- [THE INPUT]:
>>
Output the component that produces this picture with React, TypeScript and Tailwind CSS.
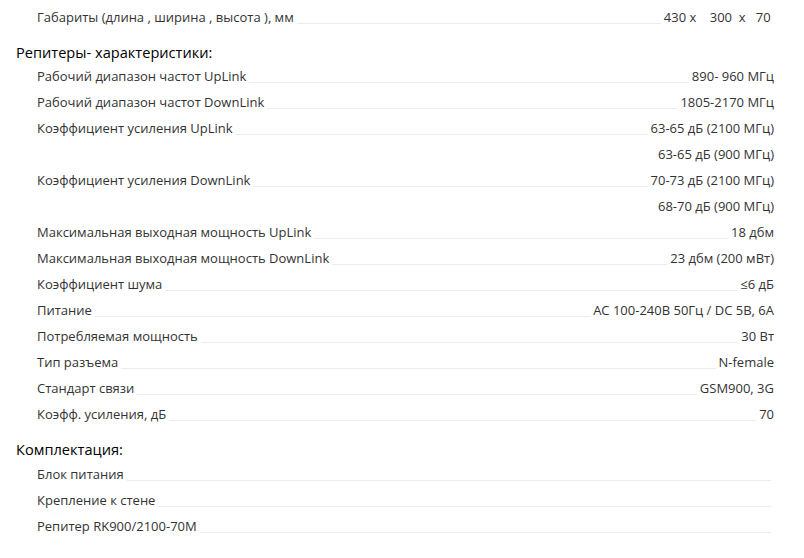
<<
>>
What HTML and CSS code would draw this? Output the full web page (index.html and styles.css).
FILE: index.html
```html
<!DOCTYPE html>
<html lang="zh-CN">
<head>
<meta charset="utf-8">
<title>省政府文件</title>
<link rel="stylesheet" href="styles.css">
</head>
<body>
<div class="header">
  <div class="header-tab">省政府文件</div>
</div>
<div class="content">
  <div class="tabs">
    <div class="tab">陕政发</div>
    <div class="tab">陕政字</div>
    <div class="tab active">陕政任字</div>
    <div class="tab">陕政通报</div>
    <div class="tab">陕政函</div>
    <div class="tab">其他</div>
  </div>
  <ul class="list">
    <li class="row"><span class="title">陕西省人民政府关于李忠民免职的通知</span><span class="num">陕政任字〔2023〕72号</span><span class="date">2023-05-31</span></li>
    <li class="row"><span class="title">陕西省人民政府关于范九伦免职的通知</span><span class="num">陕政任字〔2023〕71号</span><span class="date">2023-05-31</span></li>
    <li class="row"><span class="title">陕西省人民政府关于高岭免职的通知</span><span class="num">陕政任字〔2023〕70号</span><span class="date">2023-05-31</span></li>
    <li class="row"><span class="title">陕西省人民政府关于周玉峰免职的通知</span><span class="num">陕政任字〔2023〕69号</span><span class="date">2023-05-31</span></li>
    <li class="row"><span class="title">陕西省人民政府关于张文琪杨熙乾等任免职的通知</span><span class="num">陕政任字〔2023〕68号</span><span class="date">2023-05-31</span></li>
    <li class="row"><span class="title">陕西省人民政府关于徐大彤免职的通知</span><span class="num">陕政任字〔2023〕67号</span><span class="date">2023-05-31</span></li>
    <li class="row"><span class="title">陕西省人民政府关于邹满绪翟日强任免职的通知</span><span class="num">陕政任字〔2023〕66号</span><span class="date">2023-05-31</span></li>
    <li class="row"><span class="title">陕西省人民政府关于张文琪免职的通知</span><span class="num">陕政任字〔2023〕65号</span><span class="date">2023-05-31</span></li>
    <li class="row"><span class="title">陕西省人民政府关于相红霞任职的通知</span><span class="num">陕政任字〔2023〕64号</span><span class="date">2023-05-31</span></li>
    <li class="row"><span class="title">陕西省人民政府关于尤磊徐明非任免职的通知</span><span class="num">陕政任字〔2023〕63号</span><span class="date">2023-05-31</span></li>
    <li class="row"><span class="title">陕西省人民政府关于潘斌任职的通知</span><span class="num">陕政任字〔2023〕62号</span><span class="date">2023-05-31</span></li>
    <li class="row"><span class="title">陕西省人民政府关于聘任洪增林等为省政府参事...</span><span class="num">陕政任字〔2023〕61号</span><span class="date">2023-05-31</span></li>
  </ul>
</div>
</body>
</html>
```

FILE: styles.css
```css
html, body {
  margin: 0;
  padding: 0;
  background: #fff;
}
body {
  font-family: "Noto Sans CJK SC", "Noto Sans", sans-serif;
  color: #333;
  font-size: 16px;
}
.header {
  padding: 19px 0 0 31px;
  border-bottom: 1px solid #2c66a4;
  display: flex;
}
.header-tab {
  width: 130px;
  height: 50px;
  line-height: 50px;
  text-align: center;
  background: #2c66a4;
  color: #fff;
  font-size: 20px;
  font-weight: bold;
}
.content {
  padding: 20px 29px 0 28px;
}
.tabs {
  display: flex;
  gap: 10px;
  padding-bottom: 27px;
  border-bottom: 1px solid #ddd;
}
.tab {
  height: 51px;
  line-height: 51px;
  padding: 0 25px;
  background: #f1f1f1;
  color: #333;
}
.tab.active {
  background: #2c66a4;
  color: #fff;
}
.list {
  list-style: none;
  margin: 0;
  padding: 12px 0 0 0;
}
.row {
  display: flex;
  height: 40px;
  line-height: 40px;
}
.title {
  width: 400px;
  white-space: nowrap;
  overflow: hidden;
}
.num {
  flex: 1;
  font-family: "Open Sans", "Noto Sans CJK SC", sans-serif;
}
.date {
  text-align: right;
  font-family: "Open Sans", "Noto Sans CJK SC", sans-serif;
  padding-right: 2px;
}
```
<<
- [YOUR OBJECTIVE]:
Single out each line of the records above with the string "this" in it, and copy it.

- [RESPONSE]:
Output the component that produces this picture with React, TypeScript and Tailwind CSS.
What HTML and CSS code would draw this? Output the full web page (index.html and styles.css).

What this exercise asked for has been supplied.